(Records excerpted from a collection)
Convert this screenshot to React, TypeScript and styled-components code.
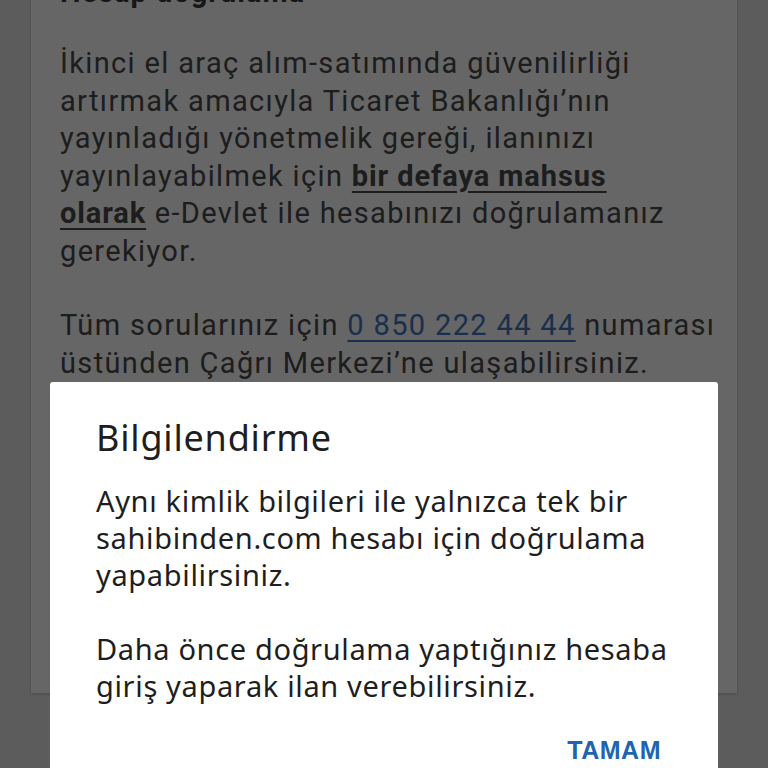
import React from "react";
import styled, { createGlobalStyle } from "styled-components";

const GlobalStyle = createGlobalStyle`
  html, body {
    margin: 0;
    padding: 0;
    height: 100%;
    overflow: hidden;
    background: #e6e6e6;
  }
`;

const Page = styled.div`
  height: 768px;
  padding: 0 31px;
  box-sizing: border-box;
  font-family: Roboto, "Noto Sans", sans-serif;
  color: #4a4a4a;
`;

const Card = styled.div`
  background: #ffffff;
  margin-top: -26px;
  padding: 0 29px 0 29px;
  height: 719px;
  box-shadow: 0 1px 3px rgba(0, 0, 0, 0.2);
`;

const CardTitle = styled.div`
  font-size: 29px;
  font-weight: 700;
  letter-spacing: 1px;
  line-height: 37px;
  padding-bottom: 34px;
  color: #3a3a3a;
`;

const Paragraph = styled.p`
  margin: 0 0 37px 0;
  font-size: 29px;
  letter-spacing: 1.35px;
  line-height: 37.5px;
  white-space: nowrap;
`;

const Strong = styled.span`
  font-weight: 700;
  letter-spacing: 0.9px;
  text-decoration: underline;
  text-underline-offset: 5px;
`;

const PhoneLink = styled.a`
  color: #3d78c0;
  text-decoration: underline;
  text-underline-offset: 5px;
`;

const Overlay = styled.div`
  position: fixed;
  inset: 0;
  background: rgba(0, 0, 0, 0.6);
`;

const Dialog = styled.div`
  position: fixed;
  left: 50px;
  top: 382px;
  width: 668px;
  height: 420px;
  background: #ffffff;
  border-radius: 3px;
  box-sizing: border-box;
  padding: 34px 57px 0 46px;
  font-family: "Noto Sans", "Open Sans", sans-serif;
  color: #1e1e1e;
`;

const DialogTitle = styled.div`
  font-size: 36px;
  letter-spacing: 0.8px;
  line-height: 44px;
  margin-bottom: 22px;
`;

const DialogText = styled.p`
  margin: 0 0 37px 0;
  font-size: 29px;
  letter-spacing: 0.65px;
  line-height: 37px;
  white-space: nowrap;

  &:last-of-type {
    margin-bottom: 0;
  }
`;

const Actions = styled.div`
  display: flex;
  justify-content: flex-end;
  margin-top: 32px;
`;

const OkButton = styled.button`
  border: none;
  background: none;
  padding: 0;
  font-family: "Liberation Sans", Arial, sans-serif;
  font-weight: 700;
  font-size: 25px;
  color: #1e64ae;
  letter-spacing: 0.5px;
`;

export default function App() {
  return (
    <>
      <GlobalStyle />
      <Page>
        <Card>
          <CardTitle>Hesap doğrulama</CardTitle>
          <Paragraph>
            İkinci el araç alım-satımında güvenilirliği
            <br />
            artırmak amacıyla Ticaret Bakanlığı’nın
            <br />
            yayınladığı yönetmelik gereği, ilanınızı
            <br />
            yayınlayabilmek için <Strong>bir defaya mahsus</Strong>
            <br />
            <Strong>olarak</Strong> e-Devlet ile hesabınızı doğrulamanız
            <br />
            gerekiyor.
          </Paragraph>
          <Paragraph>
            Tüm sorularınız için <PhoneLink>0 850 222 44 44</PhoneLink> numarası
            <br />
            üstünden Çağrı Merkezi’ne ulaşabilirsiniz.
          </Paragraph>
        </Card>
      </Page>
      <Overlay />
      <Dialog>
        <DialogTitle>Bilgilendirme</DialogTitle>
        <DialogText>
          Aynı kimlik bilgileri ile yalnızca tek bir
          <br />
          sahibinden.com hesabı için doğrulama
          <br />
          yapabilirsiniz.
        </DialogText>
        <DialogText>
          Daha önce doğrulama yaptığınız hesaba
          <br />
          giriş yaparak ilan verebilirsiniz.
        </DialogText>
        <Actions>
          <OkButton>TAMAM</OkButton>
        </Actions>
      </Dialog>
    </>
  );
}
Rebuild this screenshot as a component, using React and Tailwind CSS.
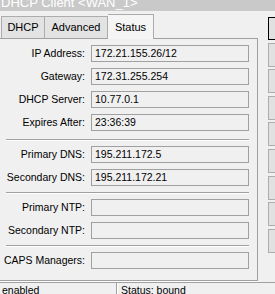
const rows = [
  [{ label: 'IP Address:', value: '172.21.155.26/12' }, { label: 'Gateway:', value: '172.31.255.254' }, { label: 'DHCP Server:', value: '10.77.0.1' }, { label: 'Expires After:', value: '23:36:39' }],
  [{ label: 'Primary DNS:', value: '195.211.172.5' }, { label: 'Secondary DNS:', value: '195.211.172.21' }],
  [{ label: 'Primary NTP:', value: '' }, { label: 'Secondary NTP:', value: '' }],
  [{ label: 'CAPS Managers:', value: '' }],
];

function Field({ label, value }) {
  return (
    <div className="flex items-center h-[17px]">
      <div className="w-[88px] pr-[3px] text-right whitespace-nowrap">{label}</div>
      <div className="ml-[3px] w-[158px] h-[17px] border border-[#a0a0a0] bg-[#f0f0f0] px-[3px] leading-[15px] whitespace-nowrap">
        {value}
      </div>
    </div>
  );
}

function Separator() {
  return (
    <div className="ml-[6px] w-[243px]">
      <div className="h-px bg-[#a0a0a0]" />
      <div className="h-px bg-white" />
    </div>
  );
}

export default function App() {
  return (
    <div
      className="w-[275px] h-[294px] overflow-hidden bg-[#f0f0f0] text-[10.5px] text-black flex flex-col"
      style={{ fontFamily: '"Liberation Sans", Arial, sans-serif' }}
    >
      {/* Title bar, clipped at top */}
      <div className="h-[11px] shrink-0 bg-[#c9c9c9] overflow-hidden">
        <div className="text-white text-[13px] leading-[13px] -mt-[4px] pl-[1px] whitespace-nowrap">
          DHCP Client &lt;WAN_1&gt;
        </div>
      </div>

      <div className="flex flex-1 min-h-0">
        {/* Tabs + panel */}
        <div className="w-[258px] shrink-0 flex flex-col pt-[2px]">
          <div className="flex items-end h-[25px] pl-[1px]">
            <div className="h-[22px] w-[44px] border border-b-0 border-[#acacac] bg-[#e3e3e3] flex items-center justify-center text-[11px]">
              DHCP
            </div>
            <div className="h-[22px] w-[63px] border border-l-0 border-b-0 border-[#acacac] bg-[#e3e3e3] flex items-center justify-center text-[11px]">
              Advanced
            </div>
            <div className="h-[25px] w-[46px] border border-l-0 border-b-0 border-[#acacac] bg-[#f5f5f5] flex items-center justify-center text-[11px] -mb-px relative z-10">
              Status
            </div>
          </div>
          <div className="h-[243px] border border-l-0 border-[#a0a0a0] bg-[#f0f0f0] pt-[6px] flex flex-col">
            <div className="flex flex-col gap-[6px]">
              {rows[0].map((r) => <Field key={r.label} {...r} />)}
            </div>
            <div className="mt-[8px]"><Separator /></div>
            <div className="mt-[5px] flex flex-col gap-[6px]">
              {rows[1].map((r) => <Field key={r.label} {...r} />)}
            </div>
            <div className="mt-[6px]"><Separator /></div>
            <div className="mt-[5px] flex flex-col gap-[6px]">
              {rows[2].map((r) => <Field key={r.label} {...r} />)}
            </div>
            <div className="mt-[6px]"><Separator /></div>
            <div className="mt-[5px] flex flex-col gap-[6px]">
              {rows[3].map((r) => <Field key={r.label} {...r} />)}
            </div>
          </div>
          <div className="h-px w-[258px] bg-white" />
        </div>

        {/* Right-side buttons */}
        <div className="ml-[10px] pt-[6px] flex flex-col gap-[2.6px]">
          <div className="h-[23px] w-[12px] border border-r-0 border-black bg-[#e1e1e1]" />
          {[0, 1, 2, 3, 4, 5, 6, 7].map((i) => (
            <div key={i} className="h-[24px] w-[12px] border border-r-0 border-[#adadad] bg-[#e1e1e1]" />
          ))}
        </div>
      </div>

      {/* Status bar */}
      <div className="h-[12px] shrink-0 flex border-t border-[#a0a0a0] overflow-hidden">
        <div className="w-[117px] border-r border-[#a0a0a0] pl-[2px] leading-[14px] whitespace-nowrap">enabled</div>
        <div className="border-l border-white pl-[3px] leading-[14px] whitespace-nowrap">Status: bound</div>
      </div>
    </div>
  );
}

● **What needs to be done**: Select and copy every line of the material that holds the string "screenshot".

● **Exercise solution**:
Convert this screenshot to React, TypeScript and styled-components code.
Rebuild this screenshot as a component, using React and Tailwind CSS.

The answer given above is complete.